I’d like to begin by thanking Stephen King. The highlighted words shown below, from his book, Stephen King|On Writing, have been popping into my thoughts all weekend. Why is this concept so difficult to understand?
Secondly, I’d like to share a little about nightmares. I was never afraid of monsters as a child. Instead I feared people, or more specifically, a person. “The Child Catcher” from the movie “Chitty Chitty Bang Bang” was the main antagonist in my nightmares. If you haven’t seen this movie or heard of this man, let me tell you his role. He is hired by the government of a made up land, to hunt for children in toy stores, entice them into the back of his carriage with candy and treats, then kidnap them and take them to the basement of a castle with all the other children. Whoever thought of this concept for a children’s movie is seriously twisted.
I struggled with nightmares of the child catcher for years. I would wake up, tangled in sheets and blankets, sweating, and facing complete darkness. It felt like fear had stilled every molecule in the air. I couldn’t think, move, breath, or speak.
My dreams, always had some version of him in them. He would be wearing his black cloak and his greasy, black hair would stick to the sides of his ghostly face. His thin lips would curl into a knowing smirk beneath a large nose and the hat you might imagine the Mad Hatter wearing to a funeral. Or he appeared disguised as a circus clown sitting behind me in church, a dusty man behind the bowling alley counter, a bearded carpenter waiting in the closet where we kept the puzzles in my house. Each dream had a similar plot. I was doing a normal activity, and then I would make eye contact with a person, and I would know that they were the child-catcher. They were the nightmare in disguise. As soon as I knew, I would try to call for help or tell them to not come any closer but the moment I knew it was him I could no longer speak or move. I was defenseless against the thing I feared most- that people are sometimes the bad guys.
This didn’t make me too keen on interacting with adult men as a child because they were, without a doubt going to peel their faces off in the middle of a sentence and be the child catcher beneath their masks. Such rational thoughts I had as a seven- year- old. Eventually, I learned to look at strangers for exactly what they are. I found comfort in that they are humans, just like me. Skin and bones, eyes and hands, bodies and minds and nothing to be afraid of.
Today I watched the videos of the White Supremacist rallies in Charlottesville. Videos of men and women, with flames, with hate-filled words written on signs, with people of different beliefs, with weapons, all grasped in their hands. I watched videos of humans tearing each other apart, without pause, and without end. I watched videos of people talking about the people in the other videos- some with malice, and some with a simple “settle down boys” attitude. I watched videos of people who are scared of what people have revealed themselves to be. I watched these videos turn into top hits, as we shared them on social media like they are trailers for a new hollywood horror film.

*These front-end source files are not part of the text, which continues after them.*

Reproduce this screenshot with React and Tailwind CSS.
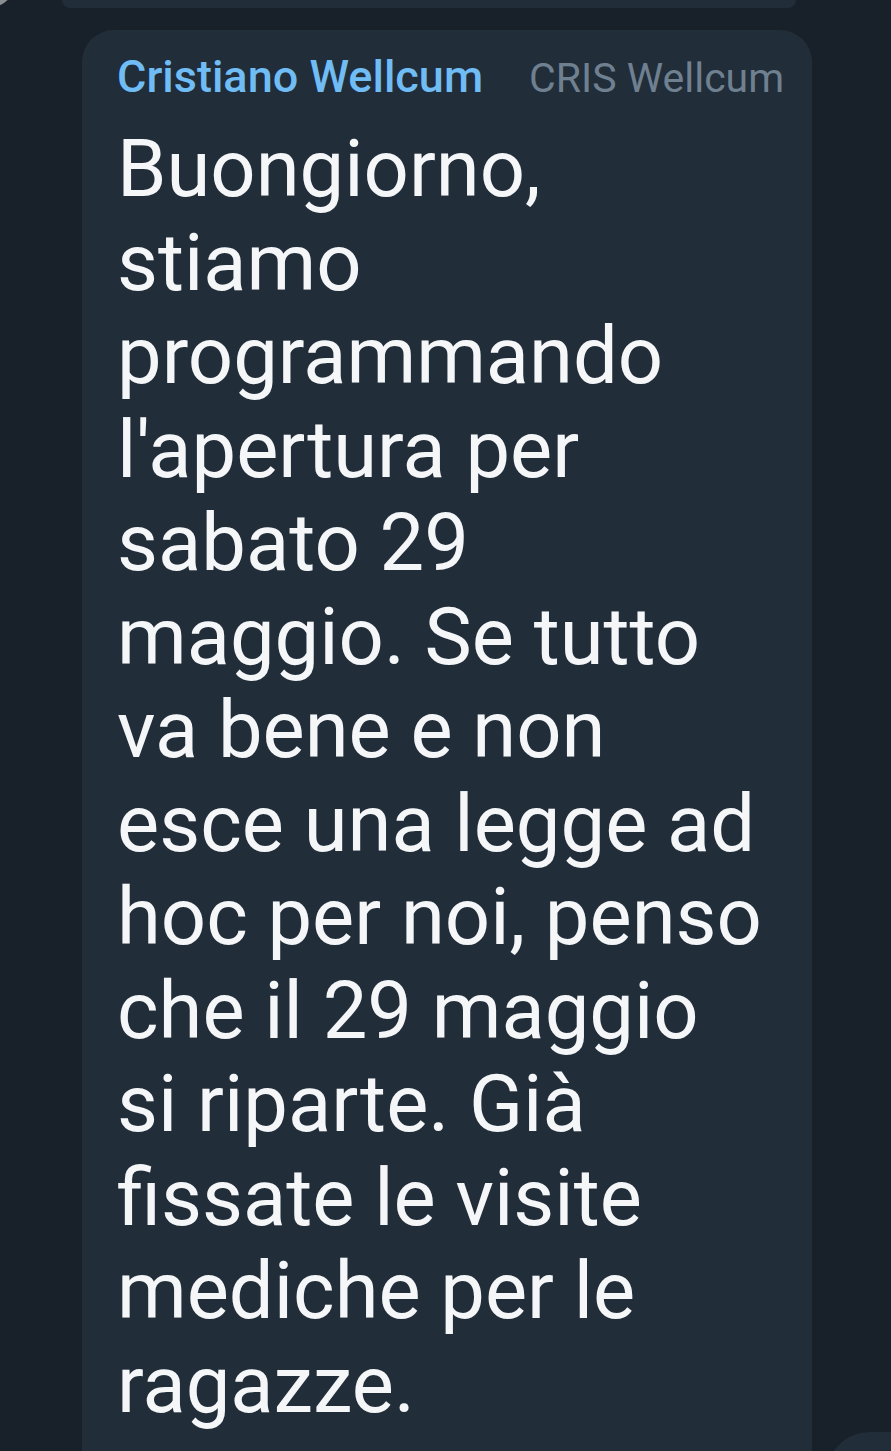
const lines = [
  "Buongiorno,",
  "stiamo",
  "programmando",
  "l'apertura per",
  "sabato 29",
  "maggio. Se tutto",
  "va bene e non",
  "esce una legge ad",
  "hoc per noi, penso",
  "che il 29 maggio",
  "si riparte. Già",
  "fissate le visite",
  "mediche per le",
  "ragazze.",
];

export default function App() {
  return (
    <div className="relative h-[1451px] w-[891px] overflow-hidden bg-[#18202a] font-['Roboto',sans-serif]">
      {/* avatar of previous message, cut off */}
      <div className="absolute -left-[40px] -top-[52px] h-[60px] w-[56px] rounded-full bg-[#8a8f94]" />

      {/* previous bubble, bottom edge only */}
      <div className="ml-[62px] h-[8px] w-[734px] rounded-b-[28px] bg-[#222d3a]" />

      <div className="mt-[22px] flex items-start">
        <div className="ml-[82px] w-[730px] shrink-0 rounded-t-[32px] bg-[#222d3a] pl-[35px] pt-[22px] pb-[200px]">
          <div className="flex h-[50px] items-baseline gap-[46px] leading-[50px]">
            <span className="text-[45px] font-medium text-[#70bcf4]">Cristiano Wellcum</span>
            <span className="text-[41px] text-[#6f8090]">CRIS Wellcum</span>
          </div>
          <div className="mt-[20px] text-[79.5px] leading-[93.5px] text-[#f4f6f8]">
            {lines.map((l, i) => (
              <div key={i} className="whitespace-nowrap">{l}</div>
            ))}
          </div>
        </div>
        <div className="ml-[14px] mt-[1402px] h-[120px] w-[200px] shrink-0 rounded-[44px] bg-[#222d3a]" />
      </div>
    </div>
  );
}
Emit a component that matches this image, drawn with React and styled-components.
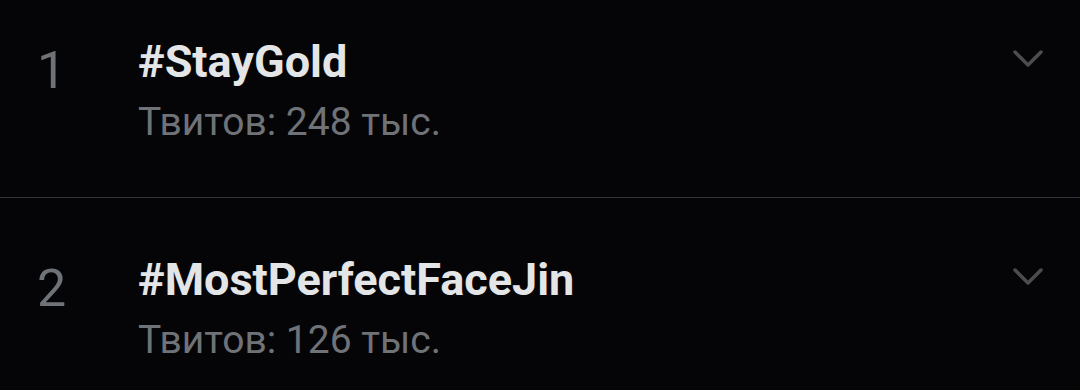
import React from "react";
import styled, { createGlobalStyle } from "styled-components";

const Global = createGlobalStyle`
  html, body { margin: 0; padding: 0; background: #050507; }
  body { font-family: Roboto, "Noto Sans", sans-serif; }
`;

const List = styled.div`
  width: 1080px;
  height: 390px;
  background: #050507;
  overflow: hidden;
`;

const Row = styled.div`
  display: flex;
  align-items: flex-start;
  padding: ${p => p.$top}px 36px 0 37px;
  height: ${p => p.$h}px;
  box-sizing: border-box;
  border-bottom: ${p => (p.$divider ? "1px solid #333538" : "none")};
`;

const Rank = styled.div`
  width: 101px;
  flex: none;
  font-size: 52px;
  line-height: 1;
  color: #6f7377;
  margin-top: 9px;
`;

const Content = styled.div`
  flex: 1;
  display: flex;
  flex-direction: column;
`;

const Title = styled.div`
  font-size: 45px;
  font-weight: 700;
  line-height: 52px;
  color: #e4e5e7;
`;

const Sub = styled.div`
  font-size: 39px;
  font-weight: 400;
  line-height: 46px;
  color: #6f7377;
  margin-top: 11px;
`;

const Chevron = styled.svg`
  width: 32px;
  height: 21px;
  flex: none;
  margin-top: 13px;
  margin-right: 0;
`;

const items = [
  { n: 1, tag: "#StayGold", count: "Твитов: 248 тыс." },
  { n: 2, tag: "#MostPerfectFaceJin", count: "Твитов: 126 тыс." },
];

export default function App() {
  return (
    <List>
      <Global />
      {items.map((it, i) => (
        <Row key={it.n} $top={i === 0 ? 36 : 56} $h={i === 0 ? 198 : 192} $divider={i === 0}>
          <Rank>{it.n}</Rank>
          <Content>
            <Title>{it.tag}</Title>
            <Sub>{it.count}</Sub>
          </Content>
          <Chevron viewBox="0 0 32 21">
            <path d="M3 3 L16 16 L29 3" fill="none" stroke="#4a4c50" strokeWidth="3.5" strokeLinecap="round" strokeLinejoin="round" />
          </Chevron>
        </Row>
      ))}
    </List>
  );
}
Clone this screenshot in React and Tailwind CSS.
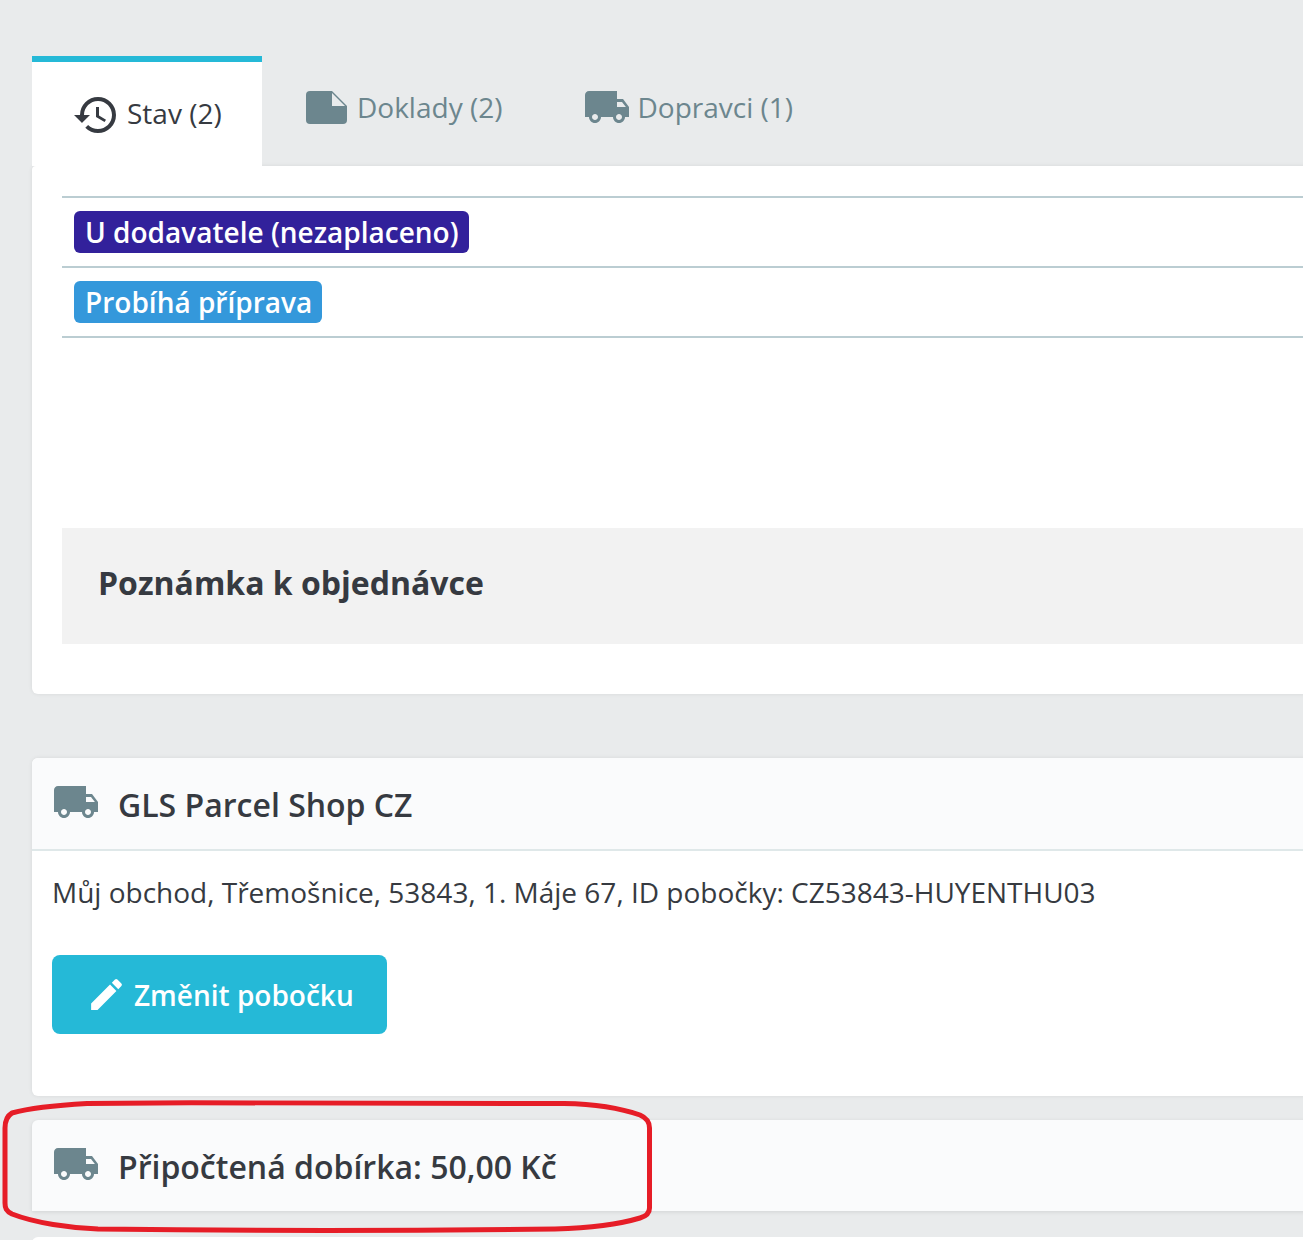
import React from 'react';
import { MdHistory, MdLocalShipping, MdEdit } from 'react-icons/md';

function FileIcon() {
    return (
        <svg width="41" height="33" viewBox="0 0 41 33" className="shrink-0">
            <path d="M4 0H26L41 15V29a4 4 0 0 1-4 4H4a4 4 0 0 1-4-4V4a4 4 0 0 1 4-4Z" fill="#6c868e" />
            <path d="M26 2V15H39Z" fill="#e9ebec" />
        </svg>
    );
}

// hand drawn marker round the last card
function Oval() {
    return (
        <svg className="absolute left-0 top-[1098px] pointer-events-none" width="660" height="136" viewBox="0 0 660 136" fill="none">
            <path
                d="M87 5.5C250 4 420 4 564 5.5C590 6 620 10 640 17C647 20 649.5 24 649.5 30V110C649.5 115 647 118 640 120C620 126 590 130 555 131C400 133 250 133 98 131C70 130 35 125 12 116C6 113 5 110 5 105V30C5 22 7 18 12 15C30 10 60 7 87 5.5Z"
                stroke="#e61d27"
                strokeWidth="5"
            />
        </svg>
    );
}

export default function App() {
    return (
        <div className="relative h-[1240px] w-[1303px] overflow-hidden bg-[#e9ebec] pt-14 pl-8 text-[#363a41] font-['Open_Sans',sans-serif]">
            {/* Tabs */}
            <div className="relative z-10 flex h-[110px] w-[1400px] items-start">
                <div className="flex h-[110px] w-[230px] items-center gap-[10px] border-t-[6px] border-[#25b9d7] bg-white pl-[41px] pb-[2px] text-[28px]">
                    <MdHistory size={48} className="-ml-[1px] -mr-[3px] mt-1 shrink-0" />
                    <span>Stav (2)</span>
                </div>
                <div className="flex items-center gap-[10px] pl-11 pt-[30px] text-[28px] text-[#6c868e]">
                    <FileIcon />
                    <span>Doklady (2)</span>
                </div>
                <div className="flex items-center gap-[6px] pl-[81px] pt-[30px] text-[28px] text-[#6c868e]">
                    <MdLocalShipping size={48} className="-my-2 shrink-0" />
                    <span>Dopravci (1)</span>
                </div>
            </div>

            {/* Stav */}
            <div className="h-[528px] w-[1400px] rounded-tl-[4px] rounded-b-[6px] bg-white pt-[30px] pl-[30px] shadow-[0_0_4px_0_rgba(0,0,0,0.08)]">
                <div className="border-t-2 border-[#bbcdd2]" />
                <div className="flex h-[70px] items-center border-b-2 border-[#bbcdd2] pl-3">
                    <span className="rounded-[6px] bg-[#32219b] pl-[11px] pr-[10px] pt-px text-[28px] leading-[41px] font-semibold text-white">U dodavatele (nezaplaceno)</span>
                </div>
                <div className="flex h-[70px] items-center border-b-2 border-[#bbcdd2] pl-3">
                    <span className="rounded-[6px] bg-[#3498db] pl-[11px] pr-[10px] pt-px text-[28px] leading-[41px] font-semibold text-white">Probíhá příprava</span>
                </div>
                <div className="mt-[190px] flex h-[116px] items-center bg-[#f2f2f2] pb-[6px] pl-[36px]">
                    <h2 className="text-[32px] font-bold">Poznámka k objednávce</h2>
                </div>
            </div>

            {/* Pobocka */}
            <div className="mt-16 h-[338px] w-[1400px] rounded-[6px] bg-white shadow-[0_0_4px_0_rgba(0,0,0,0.08)]">
                <div className="flex h-[93px] items-center gap-[19px] rounded-t-[6px] border-b-2 border-[#dfe8e9] bg-[#fafbfc] pl-5">
                    <MdLocalShipping size={48} className="-mt-[3px] -mr-[1px] shrink-0 text-[#6c868e]" />
                    <h3 className="pt-[3px] text-[32px] font-semibold">GLS Parcel Shop CZ</h3>
                </div>
                <div className="pt-[19px] pl-5">
                    <p className="text-[28px] leading-[44px]">Můj obchod, Třemošnice, 53843, 1. Máje 67, ID pobočky: CZ53843-HUYENTHU03</p>
                    <button className="mt-[41px] flex h-[79px] w-[335px] items-center gap-[7px] rounded-[8px] bg-[#25b9d7] pl-[34px] text-[28px] font-semibold text-white">
                        <MdEdit size={41} className="shrink-0" />
                        <span>Změnit pobočku</span>
                    </button>
                </div>
            </div>

            {/* Dobirka */}
            <div className="mt-6 flex h-[91px] w-[1400px] items-center gap-[19px] rounded-t-[6px] bg-[#fafbfc] pl-5 shadow-[0_1px_4px_0_rgba(0,0,0,0.1)]">
                <MdLocalShipping size={48} className="-mt-[4px] -mr-[1px] shrink-0 text-[#6c868e]" />
                <h3 className="pt-[2px] text-[32px] font-semibold">Připočtená dobírka: 50,00 Kč</h3>
            </div>
            <div className="mt-[26px] h-20 w-[1400px] rounded-t-[6px] bg-white" />

            <Oval />
        </div>
    );
}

Today, I saw a monster dream in real life. People who fear gods and genders, skin and words, books and governments, have turned themselves from humans to creatures. Monsters made out of men who have undoubtedly allowed themselves to be made out of their fears. I wonder, what their nightmares look like, if this is their reality.
I looked down from the screen at my hands. I balled them into fists and squeezed so I could feel my fingernails indenting my palms, then I let them relax so my palms were open. I thought of the poem, “Hands” by Sarah Kay in which she writes, “Hands learn how to hold other hands.” (poem can be listened to in full here https://www.youtube.com/watch?v=kqCMHcdYR_E) She deserves a lot of credit in my thought process. How could the same hands learn to inflict so much suffering?
I wish I could have frozen the rally in the middle of all their fighting and asked each person to unfurl their fists and look at their palms. Can they feel their blows pulsing in their fingertips still? Can they look at the life they have grabbed aggressively by the shoulders and see that they are skin and bones, hands and eyes, bodies and minds? How long will they look down at their fists and see the bruises of another persons pain?
Have you ever thought of the multitude of things we hold and do with our hands? Have you ever thought that of all the things we hold, the most important thing is the power to chose what we do with them?
This incident was a living, breathing nightmare in which humans had the privilege of being awake and fully conscious. Their voices were not stolen, their limbs not paralyzed. They had the opportunity to understand something that scares them. And yet they shouted and struck one another. I have been disappointed and puzzled by this and to focus on the good seems unfair to those who have lost people today. It feels like ignorance, to simply be grateful that I wasn’t involved.
So instead of counting my blessings one by one, I have decided to focus on opportunity. I asked a gaggle of friends (thank you to you all!) to send photos of their hands doing whatever it is they do. I can’t help but smile when I see them all and remember that we have palms open before us- and what a great privilege that is. Look down at the choice we have laying between our fingers. I hope someday we learn that hands can punch and push and pull triggers and toss fire and those same hands can cook and pray and write and make music and hold what we love the most.
Life is just one big lucid dream and we get to decide whether or not it is a nightmare. Choose wisely.